Spritmonitor
- Available in: German, English, French, Spanish
- Owner: Fisch und Fischl GmbH
- Website: www.spritmonitor.de
- Registration: Optional
- Users: 880,000
- Launched: January 2001

= Spritmonitor =

German website

Spritmonitor is a German website that collects and delivers information about the fuel consumption and electric energy consumption of vehicles under real-life conditions. The database is provided by the users of the website themselves (crowdsourcing) who log the fuel-ups and charge-ups of their vehicles in the system.

== History ==
The website was created by Thomas Fischl and Dominik Fisch as a side project to their study of computer science at the University of Passau, Germany in 2001. Initially, the project was known under the name „Consumption Tables“ and was renamed to „Spritmonitor“ after a testing phase („Sprit“ is in Germany colloquial speech for fuel). The website is operated and owned by the Fisch und Fischl GmbH company which was founded in 2008.

== Functions ==
Spritmonitor offers two main functions:

First, it is possible for a car owner to log and track fuel up data and all vehicle-based expenses in the system. Based on this data many different analyses can be performed (e.g., fuel consumption depending on season, kind of fuel, used tires, etc.). The system supports conventional gasoline and diesel internal combustion vehicles, bivalent vehicles powered by liquefied petroleum gas or compressed natural gas as well as electric vehicles.

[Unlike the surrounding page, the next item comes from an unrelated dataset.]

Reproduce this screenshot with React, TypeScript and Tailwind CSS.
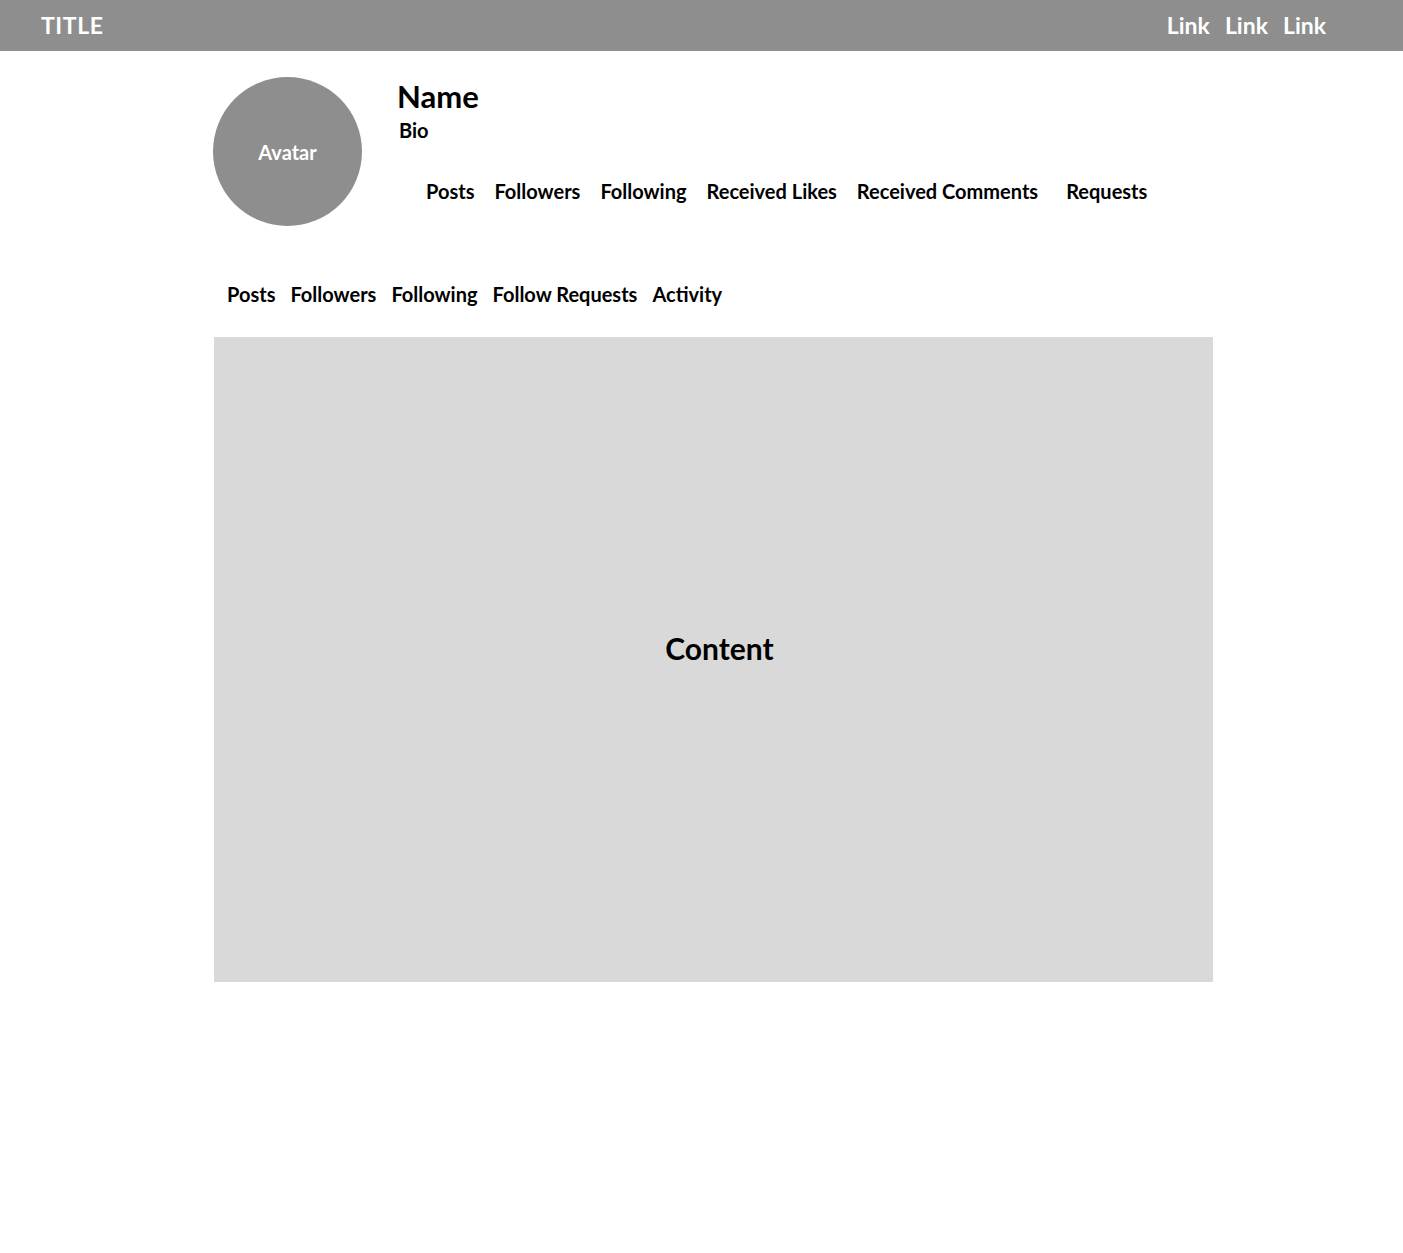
import React from 'react';

const stats = ['Posts', 'Followers', 'Following', 'Received Likes', 'Received Comments', 'Requests'];
const tabs = ['Posts', 'Followers', 'Following', 'Follow Requests', 'Activity'];

export default function App() {
  return (
    <div className="min-h-[1253px] bg-white text-black" style={{ fontFamily: 'Lato, "Open Sans", sans-serif' }}>
      {/* Top bar */}
      <header className="h-[51px] bg-[#8e8e8e] flex items-center justify-between pl-[41px] pr-[77px]">
        <span className="text-white text-[23px] font-bold tracking-wide">TITLE</span>
        <nav className="flex items-center gap-[15px]">
          <a className="text-white text-[23px] font-bold">Link</a>
          <a className="text-white text-[23px] font-bold">Link</a>
          <a className="text-white text-[23px] font-bold">Link</a>
        </nav>
      </header>

      <main className="ml-[213px] w-[1000px]">
        {/* Profile header */}
        <section className="flex pt-[26px]">
          <div className="w-[149px] h-[149px] rounded-full bg-[#8e8e8e] flex items-center justify-center shrink-0">
            <span className="text-white text-[20px] font-bold">Avatar</span>
          </div>
          <div className="ml-[35px] flex flex-col">
            <h1 className="text-[31px] font-bold leading-none mt-[4px]">Name</h1>
            <p className="text-[20px] font-bold leading-none mt-[8px] ml-[2px]">Bio</p>
            <div className="flex items-center mt-[41px] ml-[29px]">
              {stats.map((s, i) => (
                <span key={s} className={`text-[20px] font-bold leading-none ${i === 0 ? '' : i === 5 ? 'ml-[28px]' : 'ml-[20px]'}`}>{s}</span>
              ))}
            </div>
          </div>
        </section>

        {/* Tabs */}
        <nav className="flex items-center gap-[15px] pl-[14px] mt-[58px]">
          {tabs.map(t => (
            <span key={t} className="text-[20px] font-bold leading-none">{t}</span>
          ))}
        </nav>

        {/* Content */}
        <section className="mt-[33px] ml-[1px] w-[999px] h-[645px] bg-[#d9d9d9] flex items-center justify-center">
          <span className="text-[30px] font-bold pl-[12px] pb-[22px]">Content</span>
        </section>
      </main>
    </div>
  );
}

Second, the data base entries of Spritmonitor users can be viewed and analysed by others. Thereby, future car owners do not only have to rely on the fuel consumption published by car manufacturers but they can also get information about the-to-be-expected real-life fuel consumption of a vehicle before buying it.

Spritmonitor can be used on the road with the corresponding iPhone-, Android-, and Windows Phone-Apps as well as with the mobile version of the website. There is also an API (application programming interface) available which can be used to connect external applications to Spritmonitor.

== Use in scientific studies and tests ==
The Spritmonitor data base has reached such a significance in size and quality that it can be used in scientific studies. The ICCT uses the data set in its annual report “From Laboratory To Road” as well as Transport and Environment in its studies “Mind The Gap” and “How clean are electric cars?”. Also the Deutsche Umwelthilfe refers to Spritmonitor in its publication “Verbrauchsabweichungen in Deutschland und den USA”.

Besides those scientific studies, the Spritmonitor data is also used in vehicles tests of different media. The German consumer organisation Stiftung Warentest also references Spritmonitor in their guide to buying used cars.

== Figures ==
The Spritmonitor data base contains over 1,3 million vehicles of 880,000 users. All the users together logged over 56 million fuel-ups which correspond to a driven distance of 28 billion kilometres.